## [Dataset records]
=-=-=

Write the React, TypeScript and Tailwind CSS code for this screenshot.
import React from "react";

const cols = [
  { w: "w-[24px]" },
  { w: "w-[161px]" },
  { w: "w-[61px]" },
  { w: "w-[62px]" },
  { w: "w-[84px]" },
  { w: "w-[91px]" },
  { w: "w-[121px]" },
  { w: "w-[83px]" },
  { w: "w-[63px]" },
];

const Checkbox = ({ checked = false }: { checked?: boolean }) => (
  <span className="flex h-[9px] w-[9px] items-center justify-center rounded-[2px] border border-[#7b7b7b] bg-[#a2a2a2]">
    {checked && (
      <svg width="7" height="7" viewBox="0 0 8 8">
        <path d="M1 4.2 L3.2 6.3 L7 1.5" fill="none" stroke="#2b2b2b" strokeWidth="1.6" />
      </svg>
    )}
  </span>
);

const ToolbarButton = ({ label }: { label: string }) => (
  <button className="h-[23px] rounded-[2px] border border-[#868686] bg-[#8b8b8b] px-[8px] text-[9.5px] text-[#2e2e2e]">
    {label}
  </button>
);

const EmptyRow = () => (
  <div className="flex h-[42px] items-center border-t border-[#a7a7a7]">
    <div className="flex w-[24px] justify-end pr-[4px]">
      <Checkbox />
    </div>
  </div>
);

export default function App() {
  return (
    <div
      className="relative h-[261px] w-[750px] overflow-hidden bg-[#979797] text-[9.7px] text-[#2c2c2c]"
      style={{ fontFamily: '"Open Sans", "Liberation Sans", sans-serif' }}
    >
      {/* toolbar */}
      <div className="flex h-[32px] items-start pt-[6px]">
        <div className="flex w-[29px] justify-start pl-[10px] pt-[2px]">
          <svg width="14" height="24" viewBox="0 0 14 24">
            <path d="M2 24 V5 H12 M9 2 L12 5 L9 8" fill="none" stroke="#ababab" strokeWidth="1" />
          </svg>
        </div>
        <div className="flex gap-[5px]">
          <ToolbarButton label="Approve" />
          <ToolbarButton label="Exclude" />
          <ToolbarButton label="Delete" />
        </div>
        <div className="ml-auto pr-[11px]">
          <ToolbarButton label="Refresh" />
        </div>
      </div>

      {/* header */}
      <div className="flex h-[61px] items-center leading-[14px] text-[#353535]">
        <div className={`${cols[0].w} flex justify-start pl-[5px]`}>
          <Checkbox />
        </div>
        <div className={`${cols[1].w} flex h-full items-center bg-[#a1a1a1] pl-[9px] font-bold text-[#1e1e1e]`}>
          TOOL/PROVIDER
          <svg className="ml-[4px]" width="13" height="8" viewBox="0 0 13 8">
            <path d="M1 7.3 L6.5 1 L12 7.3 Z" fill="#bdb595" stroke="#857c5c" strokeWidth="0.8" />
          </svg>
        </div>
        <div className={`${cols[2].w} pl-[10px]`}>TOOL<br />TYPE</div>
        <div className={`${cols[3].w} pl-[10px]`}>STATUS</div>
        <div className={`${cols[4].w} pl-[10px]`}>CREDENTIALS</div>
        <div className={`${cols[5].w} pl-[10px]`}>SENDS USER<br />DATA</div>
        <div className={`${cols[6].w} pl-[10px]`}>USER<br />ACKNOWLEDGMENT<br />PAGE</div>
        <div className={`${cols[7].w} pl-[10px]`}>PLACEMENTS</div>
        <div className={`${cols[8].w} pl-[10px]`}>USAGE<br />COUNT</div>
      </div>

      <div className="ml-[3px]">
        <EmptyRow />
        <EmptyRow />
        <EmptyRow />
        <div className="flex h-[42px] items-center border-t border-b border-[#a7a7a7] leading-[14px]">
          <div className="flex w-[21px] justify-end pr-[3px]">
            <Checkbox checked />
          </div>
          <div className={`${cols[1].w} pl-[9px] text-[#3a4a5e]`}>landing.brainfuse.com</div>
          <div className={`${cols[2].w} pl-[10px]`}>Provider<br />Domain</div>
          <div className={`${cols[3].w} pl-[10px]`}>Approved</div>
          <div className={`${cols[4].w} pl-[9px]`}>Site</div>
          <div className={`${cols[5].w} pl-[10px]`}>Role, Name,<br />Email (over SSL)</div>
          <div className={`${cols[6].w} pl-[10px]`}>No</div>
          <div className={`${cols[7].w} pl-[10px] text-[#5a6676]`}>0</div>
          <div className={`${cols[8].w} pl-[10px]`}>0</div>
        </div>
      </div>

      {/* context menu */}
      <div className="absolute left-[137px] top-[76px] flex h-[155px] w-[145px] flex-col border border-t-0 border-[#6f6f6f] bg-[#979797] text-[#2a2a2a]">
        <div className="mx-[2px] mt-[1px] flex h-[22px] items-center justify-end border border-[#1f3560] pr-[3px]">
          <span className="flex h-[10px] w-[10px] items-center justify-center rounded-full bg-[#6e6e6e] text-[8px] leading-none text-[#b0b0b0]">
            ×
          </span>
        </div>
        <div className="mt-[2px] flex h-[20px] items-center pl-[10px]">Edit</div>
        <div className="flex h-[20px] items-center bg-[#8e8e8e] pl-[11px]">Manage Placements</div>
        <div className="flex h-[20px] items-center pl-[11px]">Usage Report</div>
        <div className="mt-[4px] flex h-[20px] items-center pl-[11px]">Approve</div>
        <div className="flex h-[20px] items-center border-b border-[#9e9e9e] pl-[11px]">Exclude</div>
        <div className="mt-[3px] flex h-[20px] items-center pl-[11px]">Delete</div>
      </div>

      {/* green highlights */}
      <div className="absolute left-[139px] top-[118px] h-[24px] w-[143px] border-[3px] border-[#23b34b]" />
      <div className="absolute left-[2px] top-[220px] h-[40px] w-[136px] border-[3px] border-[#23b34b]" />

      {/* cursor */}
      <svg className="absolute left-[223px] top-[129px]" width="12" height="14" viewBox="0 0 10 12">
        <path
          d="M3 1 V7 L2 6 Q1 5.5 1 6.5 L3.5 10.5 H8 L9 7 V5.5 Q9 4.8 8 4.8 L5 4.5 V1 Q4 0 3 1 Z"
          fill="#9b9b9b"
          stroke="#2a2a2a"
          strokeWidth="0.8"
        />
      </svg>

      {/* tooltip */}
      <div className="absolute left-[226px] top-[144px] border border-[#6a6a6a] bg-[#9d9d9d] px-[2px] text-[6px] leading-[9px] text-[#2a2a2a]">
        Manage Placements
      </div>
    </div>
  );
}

=-=-=

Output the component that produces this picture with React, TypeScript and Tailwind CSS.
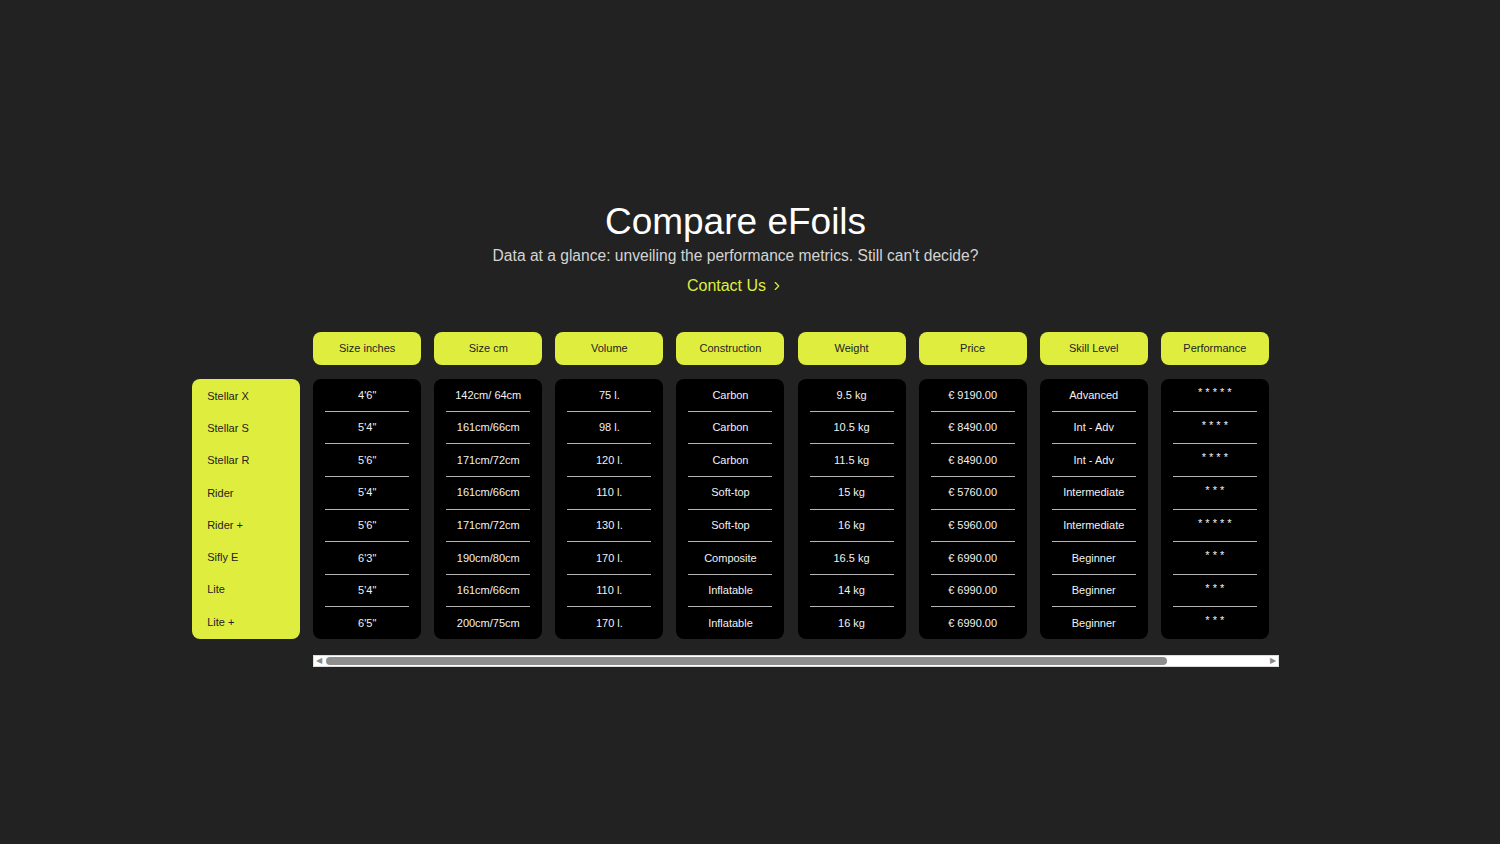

=-=-=

## [Description of the task]
Where a line of the entries contains the word "Tailwind", copy that line.

## [Result of the exercise]
Write the React, TypeScript and Tailwind CSS code for this screenshot.
Output the component that produces this picture with React, TypeScript and Tailwind CSS.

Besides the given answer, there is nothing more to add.